Production Taxes. Production taxes were $232 million in 2014 compared to $229 million in 2013 and $188 million
in 2012. On a unit-of-production basis, production taxes were $0.90 per boe in 2014 compared to $0.94 per boe in
2013 and $0.79 per boe in 2012. In general, production taxes are calculated using value-based formulas that produce
higher per unit costs when oil, natural gas and NGL prices are higher. Production taxes in 2014, 2013 and 2012 included
approximately $16 million, $22 million and $20 million, or $0.06, $0.09 and $0.08 per boe, respectively, associated
with VPP production volumes. We anticipate a continued decrease in production tax expenses associated with VPP
production volumes as the contractually scheduled volumes under our VPP agreements decrease. In addition, our
obligations with respect to three of our ten VPPs have been terminated as described in the above discussion of
production expenses.
General and Administrative Expenses. General and administrative expenses were $322 million in 2014, $457
million in 2013 and $535 million in 2012, or $1.25, $1.86, and $2.26 per boe, respectively. The absolute and per unit
expense decrease in 2014 was primarily due to our workforce reduction in the second half of 2013 and efforts to reduce
our overhead. In addition, fair value adjustments to performance share units (PSUs), reflecting changes in the trading
price of our common stock, were significantly lower in 2014 compared to 2013 and 2012. Included in general and
administrative expenses is stock-based compensation of $46 million in 2014, $60 million in 2013 and $71 million in
2012. See Note 9 of the notes to our consolidated financial statements included in Item 8 of this report for further
discussion of our stock-based compensation.
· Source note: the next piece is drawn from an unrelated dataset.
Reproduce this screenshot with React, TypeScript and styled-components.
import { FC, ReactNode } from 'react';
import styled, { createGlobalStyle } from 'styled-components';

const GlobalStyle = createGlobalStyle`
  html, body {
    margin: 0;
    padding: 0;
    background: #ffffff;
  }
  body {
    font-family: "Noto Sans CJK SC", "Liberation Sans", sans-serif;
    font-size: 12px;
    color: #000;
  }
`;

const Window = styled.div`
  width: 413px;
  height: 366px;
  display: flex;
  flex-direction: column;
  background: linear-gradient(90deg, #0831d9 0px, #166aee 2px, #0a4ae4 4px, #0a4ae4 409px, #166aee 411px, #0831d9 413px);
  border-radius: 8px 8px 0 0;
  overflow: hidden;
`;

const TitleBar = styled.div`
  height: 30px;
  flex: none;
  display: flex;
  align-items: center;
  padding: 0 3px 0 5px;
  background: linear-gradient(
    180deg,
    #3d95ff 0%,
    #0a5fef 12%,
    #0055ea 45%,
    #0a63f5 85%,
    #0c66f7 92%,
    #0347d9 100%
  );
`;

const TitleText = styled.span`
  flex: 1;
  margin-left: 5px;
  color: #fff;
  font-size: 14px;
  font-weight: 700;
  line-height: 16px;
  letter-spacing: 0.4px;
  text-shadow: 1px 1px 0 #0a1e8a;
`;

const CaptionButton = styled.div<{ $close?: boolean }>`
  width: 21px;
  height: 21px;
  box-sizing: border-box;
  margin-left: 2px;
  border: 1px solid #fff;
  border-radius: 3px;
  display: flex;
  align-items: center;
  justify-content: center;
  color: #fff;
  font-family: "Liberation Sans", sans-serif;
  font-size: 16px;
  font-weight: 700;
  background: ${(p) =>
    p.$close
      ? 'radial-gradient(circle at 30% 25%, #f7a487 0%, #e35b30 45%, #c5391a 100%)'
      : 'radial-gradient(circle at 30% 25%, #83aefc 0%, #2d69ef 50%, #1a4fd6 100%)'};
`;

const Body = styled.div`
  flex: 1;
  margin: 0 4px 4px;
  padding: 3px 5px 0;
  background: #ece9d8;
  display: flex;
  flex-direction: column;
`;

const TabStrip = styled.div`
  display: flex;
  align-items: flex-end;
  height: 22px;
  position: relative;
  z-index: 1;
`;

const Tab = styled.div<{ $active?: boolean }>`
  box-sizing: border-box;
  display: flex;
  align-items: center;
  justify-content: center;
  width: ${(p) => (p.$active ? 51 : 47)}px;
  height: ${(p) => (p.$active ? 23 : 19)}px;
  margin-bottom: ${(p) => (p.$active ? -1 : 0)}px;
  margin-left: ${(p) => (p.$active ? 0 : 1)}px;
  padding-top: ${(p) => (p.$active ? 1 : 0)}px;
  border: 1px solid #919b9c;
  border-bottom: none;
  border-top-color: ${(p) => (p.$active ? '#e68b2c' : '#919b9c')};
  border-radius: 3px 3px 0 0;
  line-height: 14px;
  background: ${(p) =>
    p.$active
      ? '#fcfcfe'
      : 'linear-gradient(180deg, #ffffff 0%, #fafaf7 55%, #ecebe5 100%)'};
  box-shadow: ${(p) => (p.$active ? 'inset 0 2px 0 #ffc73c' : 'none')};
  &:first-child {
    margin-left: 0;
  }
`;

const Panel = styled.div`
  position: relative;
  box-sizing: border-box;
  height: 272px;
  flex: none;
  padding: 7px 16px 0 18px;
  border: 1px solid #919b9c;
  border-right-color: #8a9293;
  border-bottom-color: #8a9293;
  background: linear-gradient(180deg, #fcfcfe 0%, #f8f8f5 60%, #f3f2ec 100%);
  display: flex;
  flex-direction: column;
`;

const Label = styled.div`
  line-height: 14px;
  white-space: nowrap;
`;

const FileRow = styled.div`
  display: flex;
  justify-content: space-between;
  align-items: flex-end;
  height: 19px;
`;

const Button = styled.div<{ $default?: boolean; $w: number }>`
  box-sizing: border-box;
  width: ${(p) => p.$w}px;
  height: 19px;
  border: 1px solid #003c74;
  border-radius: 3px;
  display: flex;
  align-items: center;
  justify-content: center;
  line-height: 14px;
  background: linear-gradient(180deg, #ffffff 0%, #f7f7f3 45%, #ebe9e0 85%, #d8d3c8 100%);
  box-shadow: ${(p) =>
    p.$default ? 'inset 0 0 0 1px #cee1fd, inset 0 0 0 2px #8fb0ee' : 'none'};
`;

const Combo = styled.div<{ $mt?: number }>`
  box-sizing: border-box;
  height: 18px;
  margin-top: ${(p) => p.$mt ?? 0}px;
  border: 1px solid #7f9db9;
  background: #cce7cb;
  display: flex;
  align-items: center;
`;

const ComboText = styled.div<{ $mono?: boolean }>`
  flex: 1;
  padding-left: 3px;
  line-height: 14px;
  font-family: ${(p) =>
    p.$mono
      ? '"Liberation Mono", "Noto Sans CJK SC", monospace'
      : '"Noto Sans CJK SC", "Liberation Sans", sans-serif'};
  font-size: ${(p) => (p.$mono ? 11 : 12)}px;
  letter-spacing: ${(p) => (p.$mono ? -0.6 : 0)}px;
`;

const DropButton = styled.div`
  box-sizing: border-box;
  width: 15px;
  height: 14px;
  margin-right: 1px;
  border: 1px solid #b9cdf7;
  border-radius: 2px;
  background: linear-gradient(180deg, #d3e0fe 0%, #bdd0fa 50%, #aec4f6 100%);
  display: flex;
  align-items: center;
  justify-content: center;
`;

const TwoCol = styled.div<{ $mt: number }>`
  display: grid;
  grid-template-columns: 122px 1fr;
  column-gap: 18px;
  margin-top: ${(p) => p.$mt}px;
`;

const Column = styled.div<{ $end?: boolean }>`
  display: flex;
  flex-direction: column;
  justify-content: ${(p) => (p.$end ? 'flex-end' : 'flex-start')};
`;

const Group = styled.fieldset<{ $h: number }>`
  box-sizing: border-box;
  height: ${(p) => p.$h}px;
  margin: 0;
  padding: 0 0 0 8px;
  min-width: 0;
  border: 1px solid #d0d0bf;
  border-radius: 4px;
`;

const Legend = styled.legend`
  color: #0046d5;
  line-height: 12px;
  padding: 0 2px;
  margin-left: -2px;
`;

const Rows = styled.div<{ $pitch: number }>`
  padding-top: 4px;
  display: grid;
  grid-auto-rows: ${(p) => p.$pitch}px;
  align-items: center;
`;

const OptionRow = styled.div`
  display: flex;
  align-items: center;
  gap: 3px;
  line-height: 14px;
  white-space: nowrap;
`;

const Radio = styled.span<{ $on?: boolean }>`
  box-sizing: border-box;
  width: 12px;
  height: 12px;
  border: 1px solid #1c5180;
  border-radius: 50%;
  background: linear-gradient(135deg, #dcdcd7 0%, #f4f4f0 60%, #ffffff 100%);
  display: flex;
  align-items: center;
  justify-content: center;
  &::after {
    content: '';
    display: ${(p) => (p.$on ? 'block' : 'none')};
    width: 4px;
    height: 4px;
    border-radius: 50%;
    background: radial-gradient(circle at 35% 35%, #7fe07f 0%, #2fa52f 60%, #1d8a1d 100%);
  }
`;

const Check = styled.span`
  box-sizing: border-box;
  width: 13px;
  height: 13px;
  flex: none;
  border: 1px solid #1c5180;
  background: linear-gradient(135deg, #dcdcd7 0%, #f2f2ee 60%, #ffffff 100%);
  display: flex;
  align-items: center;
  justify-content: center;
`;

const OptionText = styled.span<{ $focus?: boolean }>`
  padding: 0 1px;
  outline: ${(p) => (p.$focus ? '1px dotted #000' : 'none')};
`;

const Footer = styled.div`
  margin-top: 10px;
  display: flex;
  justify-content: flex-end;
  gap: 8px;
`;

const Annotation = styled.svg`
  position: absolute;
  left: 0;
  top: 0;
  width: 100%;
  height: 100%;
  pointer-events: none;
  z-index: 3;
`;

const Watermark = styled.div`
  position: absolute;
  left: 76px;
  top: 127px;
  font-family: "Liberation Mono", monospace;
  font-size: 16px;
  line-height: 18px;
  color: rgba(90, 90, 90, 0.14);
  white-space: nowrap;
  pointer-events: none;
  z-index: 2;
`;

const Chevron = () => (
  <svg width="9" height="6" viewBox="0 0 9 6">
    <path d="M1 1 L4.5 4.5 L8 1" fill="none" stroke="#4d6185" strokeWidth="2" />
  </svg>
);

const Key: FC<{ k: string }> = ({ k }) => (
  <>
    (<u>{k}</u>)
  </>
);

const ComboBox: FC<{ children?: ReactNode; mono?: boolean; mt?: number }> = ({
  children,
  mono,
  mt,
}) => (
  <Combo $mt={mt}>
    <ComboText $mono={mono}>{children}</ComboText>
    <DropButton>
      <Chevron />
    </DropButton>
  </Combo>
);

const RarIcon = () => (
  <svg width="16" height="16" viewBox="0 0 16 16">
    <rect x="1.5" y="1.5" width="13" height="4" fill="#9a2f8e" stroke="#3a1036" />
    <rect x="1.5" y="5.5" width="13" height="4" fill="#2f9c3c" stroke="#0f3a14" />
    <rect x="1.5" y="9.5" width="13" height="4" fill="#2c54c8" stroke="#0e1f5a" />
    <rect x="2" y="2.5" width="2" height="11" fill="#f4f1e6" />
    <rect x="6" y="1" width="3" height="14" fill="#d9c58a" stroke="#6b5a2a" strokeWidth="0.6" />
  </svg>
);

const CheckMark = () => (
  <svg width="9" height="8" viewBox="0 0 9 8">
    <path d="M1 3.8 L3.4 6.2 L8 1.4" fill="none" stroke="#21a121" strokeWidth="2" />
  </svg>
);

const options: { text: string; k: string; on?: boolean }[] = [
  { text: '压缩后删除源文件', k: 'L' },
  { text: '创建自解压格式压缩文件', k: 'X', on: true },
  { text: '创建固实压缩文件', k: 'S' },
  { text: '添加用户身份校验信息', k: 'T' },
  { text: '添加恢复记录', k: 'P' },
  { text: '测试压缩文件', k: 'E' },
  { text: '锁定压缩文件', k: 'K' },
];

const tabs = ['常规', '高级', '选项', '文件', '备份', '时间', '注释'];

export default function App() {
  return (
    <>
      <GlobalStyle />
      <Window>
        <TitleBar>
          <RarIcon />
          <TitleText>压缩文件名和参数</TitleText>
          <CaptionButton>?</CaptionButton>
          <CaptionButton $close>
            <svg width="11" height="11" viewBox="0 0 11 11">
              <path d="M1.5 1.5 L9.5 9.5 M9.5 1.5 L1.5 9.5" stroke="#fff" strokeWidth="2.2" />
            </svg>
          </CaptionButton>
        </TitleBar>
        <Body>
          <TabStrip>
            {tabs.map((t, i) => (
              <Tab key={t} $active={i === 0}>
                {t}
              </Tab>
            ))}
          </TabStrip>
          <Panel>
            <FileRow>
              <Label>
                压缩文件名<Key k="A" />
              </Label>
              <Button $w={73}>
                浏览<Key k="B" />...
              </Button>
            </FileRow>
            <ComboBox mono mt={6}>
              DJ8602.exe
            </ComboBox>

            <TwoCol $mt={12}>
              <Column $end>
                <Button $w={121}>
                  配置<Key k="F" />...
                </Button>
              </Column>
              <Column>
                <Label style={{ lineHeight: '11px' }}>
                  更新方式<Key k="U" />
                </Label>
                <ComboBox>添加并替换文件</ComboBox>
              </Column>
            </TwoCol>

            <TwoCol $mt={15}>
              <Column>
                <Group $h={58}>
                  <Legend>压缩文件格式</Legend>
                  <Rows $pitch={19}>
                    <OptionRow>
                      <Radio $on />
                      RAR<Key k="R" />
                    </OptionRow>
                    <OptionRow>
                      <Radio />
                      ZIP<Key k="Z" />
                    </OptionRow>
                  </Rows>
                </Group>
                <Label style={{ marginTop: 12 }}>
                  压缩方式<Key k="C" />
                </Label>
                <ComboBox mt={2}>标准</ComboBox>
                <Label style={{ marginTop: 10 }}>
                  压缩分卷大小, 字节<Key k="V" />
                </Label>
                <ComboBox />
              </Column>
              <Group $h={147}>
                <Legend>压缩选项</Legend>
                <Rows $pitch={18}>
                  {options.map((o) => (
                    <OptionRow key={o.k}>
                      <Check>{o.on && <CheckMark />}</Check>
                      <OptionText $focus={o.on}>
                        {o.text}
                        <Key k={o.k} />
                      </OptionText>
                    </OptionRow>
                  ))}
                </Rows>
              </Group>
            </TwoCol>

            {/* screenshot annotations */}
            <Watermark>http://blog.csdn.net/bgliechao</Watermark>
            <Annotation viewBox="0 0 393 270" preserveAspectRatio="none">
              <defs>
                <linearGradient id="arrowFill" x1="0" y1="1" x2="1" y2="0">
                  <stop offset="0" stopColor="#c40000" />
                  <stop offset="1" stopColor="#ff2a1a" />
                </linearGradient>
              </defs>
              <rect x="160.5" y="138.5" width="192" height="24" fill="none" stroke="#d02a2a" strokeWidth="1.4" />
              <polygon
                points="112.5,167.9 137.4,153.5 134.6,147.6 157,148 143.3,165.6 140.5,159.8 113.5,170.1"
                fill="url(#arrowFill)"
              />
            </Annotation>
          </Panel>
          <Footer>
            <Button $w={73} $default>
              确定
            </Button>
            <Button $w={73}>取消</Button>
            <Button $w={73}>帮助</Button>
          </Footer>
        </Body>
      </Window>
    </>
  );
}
Chesapeake follows the full cost method of accounting under which all costs associated with oil and natural gas
property acquisition, drilling and completion activities are capitalized. We capitalize internal costs that can be directly
identified with the acquisition of leasehold, as well as drilling and completion activities, and do not include any costs
related to production, general corporate overhead or similar activities. We capitalized $230 million, $317 million and
$434 million of internal costs in the 2014, 2013 and 2012, respectively, directly related to our oil and natural gas property
acquisition and drilling and completion efforts. The decrease was primarily due to a decrease in our drilling activity,
lower costs and increased emphasis on operational efficiencies.
Restructuring and Other Termination Costs. We recorded expense of $7 million, $248 million and $7 million of
restructuring and other termination costs in 2014, 2013 and 2012, respectively. The 2014 amount primarily related to
costs incurred related to the spin-off of our oilfield services business in June 2014. These costs were partially offset
by negative fair value adjustments to PSUs granted to former executives of the Company. See Note 9 of the notes to
our consolidated financial statements included in Item 8 of this report for further discussion of our share-based
compensation. The 2013 amount primarily related to workforce reductions, senior management separations and our
voluntary separation plan. The 2012 amount related to other termination benefits. The Company committed to a
workforce reduction plan in September 2013 that resulted in a reduction of approximately 900 employees. In connection
with the workforce reduction plan, we incurred a total charge of $66 million. The acceleration of vesting of stock-based
compensation accounted for approximately $45 million of this expense. We also incurred charges of approximately
$182 million in 2013 related to the separation from the Company of certain other employees, including approximately
$107 million related to our former CEO and other executive officers that were outside the workforce reduction plan.